▶ **WRITTEN PROBLEM**: Carry none of the pictures over; write out the complete data exactly.

-- Start of INFORMATION SUPPLIED --

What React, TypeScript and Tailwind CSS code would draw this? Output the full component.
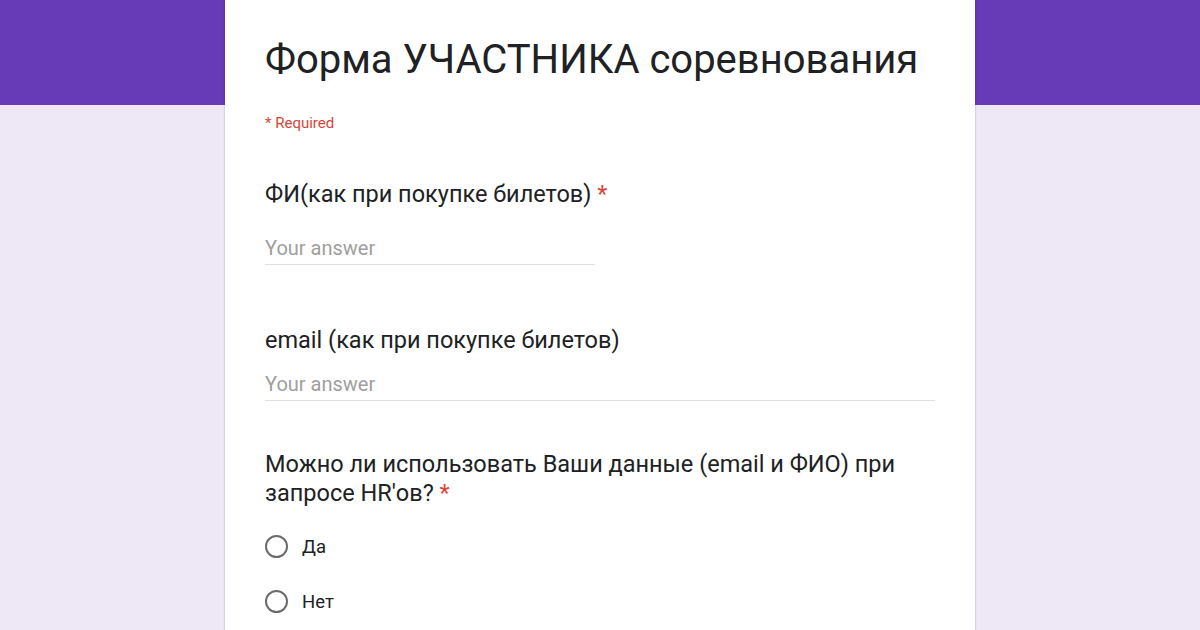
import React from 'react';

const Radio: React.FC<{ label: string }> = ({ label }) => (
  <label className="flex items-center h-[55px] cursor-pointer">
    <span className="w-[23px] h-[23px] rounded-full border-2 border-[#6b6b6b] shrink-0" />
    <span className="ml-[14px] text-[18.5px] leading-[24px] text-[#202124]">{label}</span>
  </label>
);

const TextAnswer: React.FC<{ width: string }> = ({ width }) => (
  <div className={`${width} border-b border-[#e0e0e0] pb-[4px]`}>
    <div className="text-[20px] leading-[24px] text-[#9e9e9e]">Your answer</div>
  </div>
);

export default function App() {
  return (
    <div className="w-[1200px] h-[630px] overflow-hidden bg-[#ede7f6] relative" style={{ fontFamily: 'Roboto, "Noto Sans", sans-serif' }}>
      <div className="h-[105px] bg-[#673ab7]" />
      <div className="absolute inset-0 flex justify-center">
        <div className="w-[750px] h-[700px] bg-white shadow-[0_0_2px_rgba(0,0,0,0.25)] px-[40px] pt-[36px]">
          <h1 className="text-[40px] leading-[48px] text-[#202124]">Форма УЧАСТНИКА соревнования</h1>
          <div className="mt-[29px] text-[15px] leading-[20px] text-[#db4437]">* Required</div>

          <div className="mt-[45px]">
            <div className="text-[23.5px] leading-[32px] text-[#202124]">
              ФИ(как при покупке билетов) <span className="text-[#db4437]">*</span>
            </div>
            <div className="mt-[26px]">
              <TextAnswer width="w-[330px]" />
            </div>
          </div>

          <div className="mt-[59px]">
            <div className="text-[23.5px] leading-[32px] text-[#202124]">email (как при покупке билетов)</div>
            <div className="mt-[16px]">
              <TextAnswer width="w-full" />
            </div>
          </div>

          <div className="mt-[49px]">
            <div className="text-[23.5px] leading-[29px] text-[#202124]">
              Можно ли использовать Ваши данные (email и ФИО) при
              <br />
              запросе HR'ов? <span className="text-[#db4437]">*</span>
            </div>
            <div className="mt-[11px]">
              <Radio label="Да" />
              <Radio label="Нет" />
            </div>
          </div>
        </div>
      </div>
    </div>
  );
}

-- End of INFORMATION SUPPLIED --

▶ **EXPECTED ANSWER**:
What React, TypeScript and Tailwind CSS code would draw this? Output the full component.
import React from 'react';

const Radio: React.FC<{ label: string }> = ({ label }) => (
  <label className="flex items-center h-[55px] cursor-pointer">
    <span className="w-[23px] h-[23px] rounded-full border-2 border-[#6b6b6b] shrink-0" />
    <span className="ml-[14px] text-[18.5px] leading-[24px] text-[#202124]">{label}</span>
  </label>
);

const TextAnswer: React.FC<{ width: string }> = ({ width }) => (
  <div className={`${width} border-b border-[#e0e0e0] pb-[4px]`}>
    <div className="text-[20px] leading-[24px] text-[#9e9e9e]">Your answer</div>
  </div>
);

export default function App() {
  return (
    <div className="w-[1200px] h-[630px] overflow-hidden bg-[#ede7f6] relative" style={{ fontFamily: 'Roboto, "Noto Sans", sans-serif' }}>
      <div className="h-[105px] bg-[#673ab7]" />
      <div className="absolute inset-0 flex justify-center">
        <div className="w-[750px] h-[700px] bg-white shadow-[0_0_2px_rgba(0,0,0,0.25)] px-[40px] pt-[36px]">
          <h1 className="text-[40px] leading-[48px] text-[#202124]">Форма УЧАСТНИКА соревнования</h1>
          <div className="mt-[29px] text-[15px] leading-[20px] text-[#db4437]">* Required</div>

          <div className="mt-[45px]">
            <div className="text-[23.5px] leading-[32px] text-[#202124]">
              ФИ(как при покупке билетов) <span className="text-[#db4437]">*</span>
            </div>
            <div className="mt-[26px]">
              <TextAnswer width="w-[330px]" />
            </div>
          </div>

          <div className="mt-[59px]">
            <div className="text-[23.5px] leading-[32px] text-[#202124]">email (как при покупке билетов)</div>
            <div className="mt-[16px]">
              <TextAnswer width="w-full" />
            </div>
          </div>

          <div className="mt-[49px]">
            <div className="text-[23.5px] leading-[29px] text-[#202124]">
              Можно ли использовать Ваши данные (email и ФИО) при
              <br />
              запросе HR'ов? <span className="text-[#db4437]">*</span>
            </div>
            <div className="mt-[11px]">
              <Radio label="Да" />
              <Radio label="Нет" />
            </div>
          </div>
        </div>
      </div>
    </div>
  );
}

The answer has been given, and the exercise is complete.